Bomba Curls founder Lulu Cordero shares the impetus to start a natural hair care line for Black women using sacred and natural ingredients from her island.
BY JOHANNA FERREIRA
Lulu Cordero was 17 years old when she decided to go natural. She had embarked on a journey of educating herself on proper nutrition, becoming a vegetarian and making major lifestyle changes, including parting ways with harmful and unnecessary chemicals.
Doing away with relaxers and growing out her natural curls just felt like the next step in living more holistically.
Initially, it was a struggle but little by little everything started to come together when Cordero, who was born in Villa Mella in the Dominican Republic and migrated to the states when she was 8, decided to look to her roots, her heritage, and her culture for the answers. Months after growing out her natural hair, Cordero started experiencing significant hair loss from keeping her hair tightly pulled back which she later learned was traction alopecia.
“My mom was, of course, the one that was like back home in the Dominican Republic, we use natural ingredients like coffee and rosemary to grow hair and to use those natural ingredients that women back home have been using forever and that’s exactly what I did,” Cordero says.
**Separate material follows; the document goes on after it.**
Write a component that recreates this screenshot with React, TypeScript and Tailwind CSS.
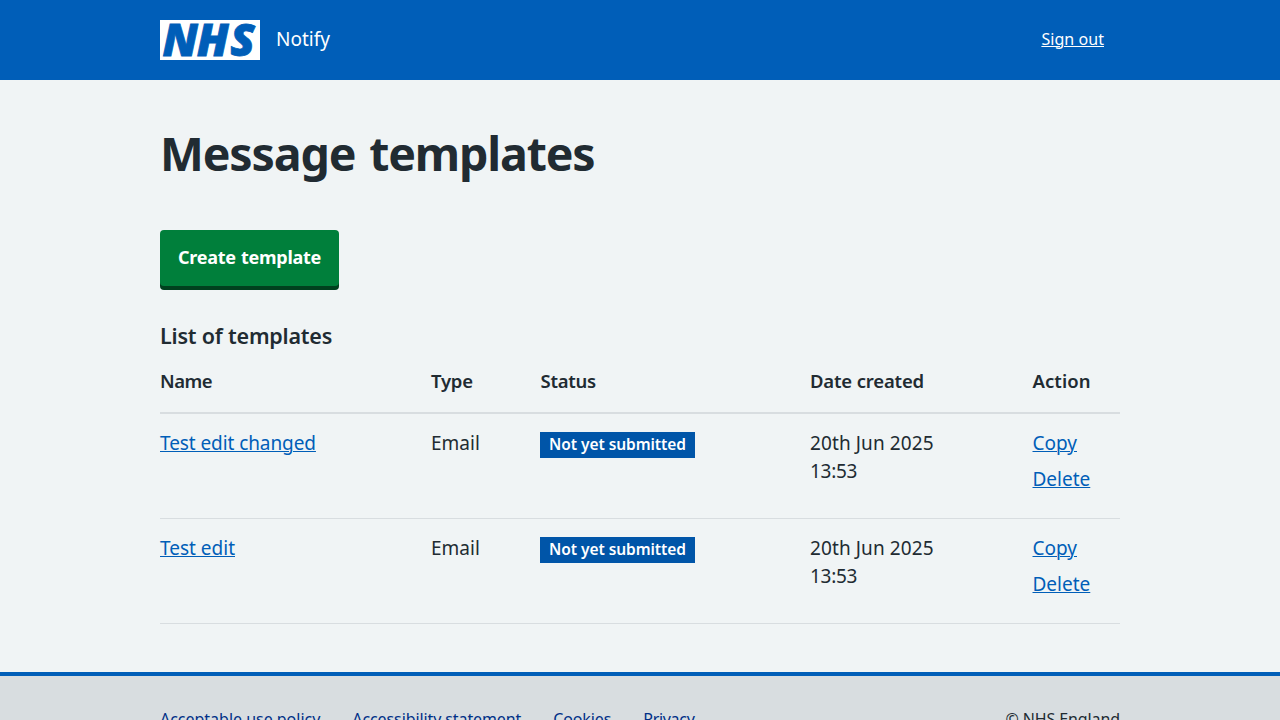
type Template = { name: string; nameClass: string; type: string; status: string; date: string; time: string };

const templates: Template[] = [
  { name: "Test edit changed", nameClass: "tracking-[-0.08px]", type: "Email", status: "Not yet submitted", date: "20th Jun 2025", time: "13:53" },
  { name: "Test edit", nameClass: "", type: "Email", status: "Not yet submitted", date: "20th Jun 2025", time: "13:53" },
];

function NhsLogo() {
  return (
    <svg width="100" height="40" viewBox="0 0 100 40" role="img" aria-label="NHS" className="block overflow-visible">
      <rect width="100" height="40" fill="#fff" />
      <text
        y="35.9"
        fill="#005eb8"
        stroke="#005eb8"
        strokeWidth="0.8"
        fontFamily="'Noto Sans', sans-serif"
        fontSize="44.8"
        fontStyle="italic"
        fontWeight="900"
      >
        <tspan x="2.4">N</tspan>
        <tspan x="36.8">H</tspan>
        <tspan x="70.3">S</tspan>
      </text>
    </svg>
  );
}

function Header() {
  return (
    <header className="h-20 shrink-0 bg-[#005eb8] text-white">
      <div className="mx-auto flex h-full w-[960px] items-center">
        <a className="flex items-center gap-4">
          <NhsLogo />
          <span className="pb-[2px] text-[19px] leading-7">Notify</span>
        </a>
        <a className="ml-auto mr-4 pb-[2px] text-base leading-6 tracking-[0.06px] underline decoration-1 underline-offset-[1px]">Sign out</a>
      </div>
    </header>
  );
}

const link = "text-[#005eb8] underline decoration-1 underline-offset-[1px]";
const columns = "grid grid-cols-[271px_109px_270px_222.5px_87.5px]";

function TemplateTable() {
  return (
    <section>
      <h2 className="text-[21.5px] font-semibold leading-7 tracking-[-0.2px]">List of templates</h2>
      <div className={`${columns} mt-[17px] h-[47px] border-b-2 border-[#d8dde0] text-[18.5px] font-semibold leading-7`}>
        <span className="tracking-[-0.5px]">Name</span>
        <span className="tracking-[-0.25px]">Type</span>
        <span className="pl-[0.5px] tracking-[-0.25px]">Status</span>
        <span className="tracking-[-0.17px]">Date created</span>
        <span className="tracking-[0.05px]">Action</span>
      </div>
      {templates.map((t) => (
        <div key={t.name} className={`${columns} h-[105px] border-b border-[#d8dde0] pt-[15px] text-[19px] leading-7`}>
          <div><a className={`${link} ${t.nameClass}`}>{t.name}</a></div>
          <div>{t.type}</div>
          <div className="pt-[3px]">
            <span className="flex h-[26px] w-[155px] items-center justify-center bg-[#0055a8] pb-[2px] text-[15.5px] font-semibold leading-5 tracking-[-0.06px] text-white">
              {t.status}
            </span>
          </div>
          <div className="flex flex-col">
            <span className="tracking-[0.1px]">{t.date}</span>
            <span className="tracking-[-0.3px]">{t.time}</span>
          </div>
          <div className="flex flex-col items-start gap-2">
            <a className={link}>Copy</a>
            <a className={link}>Delete</a>
          </div>
        </div>
      ))}
    </section>
  );
}

function Footer() {
  return (
    <footer className="mt-12 flex-1 border-t-4 border-[#005eb8] bg-[#d8dde0]">
      <div className="mx-auto flex w-[960px] justify-between pt-[31px] text-base leading-6">
        <nav className="flex gap-8 text-[#003087]">
          <a className="tracking-[-0.02px]">Acceptable use policy</a>
          <a className="tracking-[-0.1px]">Accessibility statement</a>
          <a className="tracking-[-0.12px]">Cookies</a>
          <a className="tracking-[-0.3px]">Privacy</a>
        </nav>
        <p className="tracking-[-0.1px]">© NHS England</p>
      </div>
    </footer>
  );
}

export default function App() {
  return (
    <div className="flex h-[720px] flex-col overflow-hidden bg-[#f0f4f5] font-['Noto_Sans',sans-serif] text-[#212b32]">
      <Header />
      <main className="mx-auto w-[960px] shrink-0 pt-[47px]">
        <h1 className="text-[46.5px] font-bold leading-[52px] tracking-[-1.15px] [word-spacing:3px]">Message templates</h1>
        <button className="mb-8 mt-[51px] flex h-14 w-[179px] items-center justify-center rounded bg-[#007f3b] pb-[2px] text-[18px] font-bold tracking-[-0.28px] text-white shadow-[0_4px_0_#00401e] [word-spacing:1px]">
          Create template
        </button>
        <div className="pt-[4px]">
          <TemplateTable />
        </div>
      </main>
      <Footer />
    </div>
  );
}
Her hair quickly started growing back after making her own concoctions using natural ingredients from the island and thus the Bomba Curls Dominican Forbidden Oil was born - a pure coffee and castor oil infused treatment designed to treat the scalp and promote healthy hair growth.
Like many Dominican women, Cordero grew up hearing terms like “pelo malo” which means “bad hair” in Spanish and refers to curly or afro-textured hair. She got her hair relaxed and blown out straight at the Dominican salon every week. It was a place that was safe and familiar but also harmful in many ways with it’s constant and intentional attempt at erasing Blackness while upholding whiteness. In a culture that takes so much pride in beauty and in physical presentation, Cordero wanted to find a way to honor her heritage while still being able to embrace her Blackness and natural beauty.
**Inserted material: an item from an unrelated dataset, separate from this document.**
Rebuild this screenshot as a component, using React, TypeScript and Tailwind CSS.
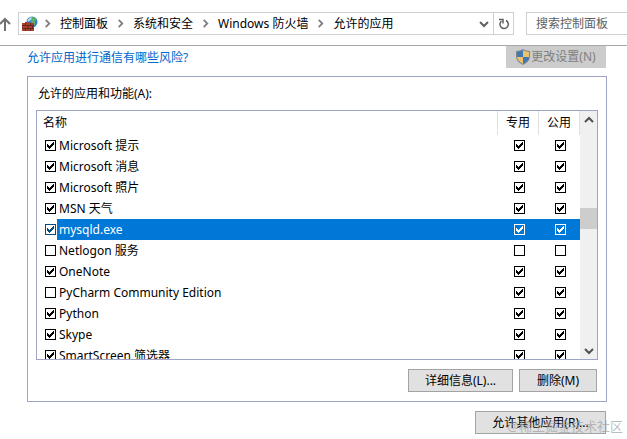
import { useState } from "react";

const CRUMBS = ["控制面板", "系统和安全", "Windows 防火墙", "允许的应用"];

type AppRule = {
	name: string;
	enabled: boolean;
	home: boolean;
	open: boolean;
};

const RULES: AppRule[] = [
	{ name: "Microsoft 提示", enabled: true, home: true, open: true },
	{ name: "Microsoft 消息", enabled: true, home: true, open: true },
	{ name: "Microsoft 照片", enabled: true, home: true, open: true },
	{ name: "MSN 天气", enabled: true, home: true, open: true },
	{ name: "mysqld.exe", enabled: true, home: true, open: true },
	{ name: "Netlogon 服务", enabled: false, home: false, open: false },
	{ name: "OneNote", enabled: true, home: true, open: true },
	{ name: "PyCharm Community Edition", enabled: false, home: true, open: true },
	{ name: "Python", enabled: true, home: true, open: true },
	{ name: "Skype", enabled: true, home: true, open: true },
	{ name: "SmartScreen 筛选器", enabled: true, home: true, open: true },
];

function Chevron({ className }: { className: string }) {
	return (
		<svg viewBox="0 0 10 10" className={className} aria-hidden="true">
			<path d="M1 3l4 4 4-4" fill="none" stroke="currentColor" strokeWidth="2" />
		</svg>
	);
}

function FirewallIcon() {
	return (
		<svg viewBox="0 0 16 16" className="size-4 shrink-0" aria-hidden="true">
			<circle cx="10" cy="6" r="5.5" fill="#2f7fc8" />
			<path d="M10 1q4 0 4.500 3l-2 1 1 3-2 2-2-3-1-3z" fill="#5fae62" />
			<path d="M5.500 4q1.500-3 4.500-3l-1 3-3 2z" fill="#a9dbf2" />
			<path d="M0 7h3V6h4v1h5v8H0z" fill="#a8402f" />
			<path
				d="M0 9.500h12M0 12.500h12M3.500 7v2.500M8.500 7v2.500M6 9.500v3M10.500 9.500v3M3.500 12.500V15M8.500 12.500V15"
				stroke="#5c2219"
				strokeWidth="0.800"
			/>
		</svg>
	);
}

function ShieldIcon() {
	return (
		<svg viewBox="0 0 14 16" className="h-4 w-[14px] shrink-0" aria-hidden="true">
			<path d="M7 0Q4 2 0 2v5q0 6 7 9 7-3 7-9V2Q10 2 7 0z" fill="#7f8890" />
			<path d="M7 1.300Q4 3 1 3v5h6z" fill="#3f78b5" />
			<path d="M7 1.300Q10 3 13 3v5H7z" fill="#ecc367" />
			<path d="M1 8h6v6.800Q1.500 12 1 8z" fill="#ecc367" />
			<path d="M13 8H7v6.800Q12.500 12 13 8z" fill="#3f78b5" />
		</svg>
	);
}

function Check({
	label,
	checked,
	tone = "border-black bg-white text-black",
	onChange,
}: {
	label: string;
	checked: boolean;
	tone?: string;
	onChange: () => void;
}) {
	return (
		<span className={`grid size-[11px] shrink-0 ${tone}`}>
			<input
				type="checkbox"
				aria-label={label}
				checked={checked}
				onChange={onChange}
				className="col-start-1 row-start-1 size-[11px] appearance-none border border-current"
			/>
			{checked && (
				<svg
					viewBox="0 0 11 11"
					shapeRendering="crispEdges"
					className="pointer-events-none col-start-1 row-start-1 size-[11px]"
					aria-hidden="true"
				>
					<path
						d="M2 4h1v3h-1zM3 5h1v3h-1zM4 6h1v3h-1zM5 5h1v3h-1zM6 4h1v3h-1zM7 3h1v3h-1zM8 2h1v3h-1z"
						fill="currentColor"
					/>
				</svg>
			)}
		</span>
	);
}

const BUTTON =
	"flex items-center justify-center h-[23px] border border-[#a3a3a3] bg-[#e1e1e1]";

export default function App() {
	const [rules, setRules] = useState(RULES);
	const [selected, setSelected] = useState("mysqld.exe");

	const toggle = (name: string, key: "enabled" | "home" | "open") =>
		setRules((all) =>
			all.map((rule) =>
				rule.name === name ? { ...rule, [key]: !rule[key] } : rule,
			),
		);

	return (
		<div className="overflow-hidden bg-white font-['Noto_Sans','Noto_Sans_CJK_SC',sans-serif] text-xs text-black">
			<header className="flex h-[46px] items-center border-b border-[#a8a8a8] pt-[2px]">
				<button type="button" aria-label="向上" className="-ml-[3px] mr-[5px] text-[#707070]">
					<svg viewBox="0 0 16 16" className="size-4" aria-hidden="true">
						<path d="M8 15V3M3 8l5-5 5 5" fill="none" stroke="currentColor" strokeWidth="2" />
					</svg>
				</button>
				<div className="flex h-[23px] min-w-0 flex-1 items-center border border-[#d0d0d0] pl-[3px]">
					<FirewallIcon />
					<nav className="-ml-[3px] flex flex-1 items-center whitespace-nowrap">
						{CRUMBS.map((crumb) => (
							<span key={crumb} className="flex items-center">
								<Chevron className="mx-2 size-[9px] -rotate-90 text-[#808080]" />
								<a href="#">{crumb}</a>
							</span>
						))}
					</nav>
					<button type="button" aria-label="以前的位置" className="px-1 text-[#606060]">
						<Chevron className="size-[10px]" />
					</button>
					<button
						type="button"
						aria-label="刷新"
						className="flex h-full w-5 items-center justify-center border-l border-[#d0d0d0] text-[#606060]"
					>
						<svg viewBox="0 0 12 12" className="size-3" aria-hidden="true">
							<path d="M8 2.500a4.200 4.200 0 1 1-4.500.500M1 1.500h4v4" fill="none" stroke="currentColor" strokeWidth="1.500" />
						</svg>
					</button>
				</div>
				<input
					type="search"
					aria-label="搜索控制面板"
					placeholder="搜索控制面板"
					className="ml-3 h-[23px] w-[101px] border border-r-0 border-[#d0d0d0] pl-[9px] placeholder:text-[#606060]"
				/>
			</header>

			<main className="pb-1 pl-[27px] pr-5">
				<div className="flex items-start justify-between pr-px">
					<a href="#" className="pt-1 text-[#0066cc]">
						允许应用进行通信有哪些风险?
					</a>
					<button
						type="button"
						disabled
						className="flex h-[22px] w-[100px] items-center justify-center gap-px bg-[#cccccc] text-[#808080]"
					>
						<ShieldIcon />
						更改设置(N)
					</button>
				</div>

				<section className="mt-2 border border-[#a0a4c4] px-2 pb-[9px] pt-2">
					<h2 className="pl-[2px] leading-[18px]">允许的应用和功能(A):</h2>
					<div className="mt-[7px] flex h-[250px] border border-[#a0a4c4]">
						<div className="min-w-0 flex-1 overflow-hidden">
							<table className="w-full table-fixed border-collapse">
								<thead>
									<tr className="h-6">
										<th className="pl-[6px] text-left font-normal">名称</th>
										<th className="w-[41px] border-l border-[#e0e0e0] font-normal">专用</th>
										<th className="w-[41px] border-x border-[#e0e0e0] font-normal">公用</th>
									</tr>
								</thead>
								<tbody>
									{rules.map((rule) => {
										const active = rule.name === selected;
										return (
											<tr key={rule.name} className="h-[21px]" onClick={() => setSelected(rule.name)}>
												<td className="p-0">
													<div className="flex h-[21px] items-center pl-2">
														<Check
															label={rule.name}
															checked={rule.enabled}
															tone={active ? "bg-white text-[#004a80]" : undefined}
															onChange={() => toggle(rule.name, "enabled")}
														/>
														<span
															className={`ml-px flex h-full flex-1 items-center pl-[2px] ${active ? "bg-[#0078d7] text-white" : ""}`}
														>
															{rule.name}
														</span>
													</div>
												</td>
												{(["home", "open"] as const).map((key) => (
													<td key={key} className={`p-0 ${active ? "bg-[#0078d7]" : ""}`}>
														<div className="flex justify-center pl-[2px]">
															<Check
																label={`${rule.name} ${key === "home" ? "专用" : "公用"}`}
																checked={rule[key]}
																tone={active ? "text-white" : undefined}
																onChange={() => toggle(rule.name, key)}
															/>
														</div>
													</td>
												))}
											</tr>
										);
									})}
								</tbody>
							</table>
						</div>
						<div className="flex w-[17px] flex-col items-center bg-[#f0f0f0] text-[#505050]">
							<button type="button" aria-label="向上滚动" className="flex h-[17px] items-center">
								<Chevron className="size-[10px] rotate-180" />
							</button>
							<div className="mt-20 h-[21px] w-full bg-[#cdcdcd]" />
							<button type="button" aria-label="向下滚动" className="mt-auto flex h-[17px] items-center">
								<Chevron className="size-[10px]" />
							</button>
						</div>
					</div>
					<div className="mt-[9px] flex justify-end gap-[6px] pr-px">
						<button type="button" className={`${BUTTON} w-[105px]`}>
							详细信息(L)...
						</button>
						<button type="button" className={`${BUTTON} w-[78px]`}>
							删除(M)
						</button>
					</div>
				</section>

				<div className="relative mt-[9px] flex justify-end pr-px">
					<button type="button" className={`${BUTTON} w-[131px]`}>
						允许其他应用(R)...
					</button>
					<span className="pointer-events-none absolute -right-4 top-[5px] text-[13px] leading-5 text-[#a0a0a0]/70">
						@稀土掘金技术社区
					</span>
				</div>
			</main>
		</div>
	);
}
“Dominican culture loves hair so much. We all grew up making our own hair masks or seeing our moms do it or our aunts. Even at the Dominican hair salon they were always mixing up a remedy and that is such an inextricable part of our culture and I wanted to honor it,” Cordero says. “But at the same time, I wanted to redefine beauty for our culture as well, because it is a culture that’s very Eurocentric especially when it comes to hair and beauty standards. I wanted to show that same amount of love and celebration to our natural hair and our natural curls because for the longest time — for generations — it was not celebrated and it was not celebrated by people — who the majority of had textured or curly hair. Why is that? We know why historically speaking. We know the history and the story behind it but it was time to just start writing our stories anew and in our own way and celebrate what needed to be celebrated. It was changing the narrative so the next generation has it better, knows better, and doesn’t continue that same message of “pelo malo” or feels bad about the features that come from their African ancestry.”
“I wanted to redefine beauty for our culture as well, because it is a culture that’s very Eurocentric especially when it comes to hair and beauty standards. I wanted to show that same amount of love and celebration to our natural hair and our natural curls because for the longest time — for generations — it was not celebrated and it was not celebrated by people — who the majority of had textured or curly hair.”
Get to Know – Lulu Cordero
Do you have a beauty philosophy? What is it?
Self-love is the best love! By loving myself, as I am, head to toe – I am honoring myself and that is beautiful. Learning to love oneself…that creates a beauty that never fades.
What inspires you most about the beauty landscape and industry today?
The spectrum of beauty is being broadened and I am elated that we’re seeing this progress. Beauty no longer has to fit in this neat little box — it does not have to look one way. We’re finally starting to see a landscape that is more representative of the world that we live in and it encourages me as a founder to keep on marching on my mission.
What has been the biggest challenge in starting your business?
Honestly, just starting. I was so afraid to let go and jump in. You’ll always [find] a million reasons for why you can’t start! I had to internally turn that fear switch off and trust in my vision. Doing that allowed me to make Bomba Curls happen with the limited resources that I had available, because what mattered was bringing the vision to life.
What has been the biggest win thus far?
Breaking into retail. Our products are now accessible to customers across the country and new customers can discover us every time they set foot into stores. I feel so proud that Bomba Curls is not only bringing representation to retail shelves but also showing that Black-owned brands also create stellar products and belong in retail.
What would you like to see more of in the beauty industry when it comes to diversity and inclusivity?
I would like to see more of it – period. We live in a world that is vibrant and diverse. There is beauty in that. Let’s celebrate the fact that beauty comes in more than just one size, color and hair texture. The beauty industry is finally taking strides in the right direction though.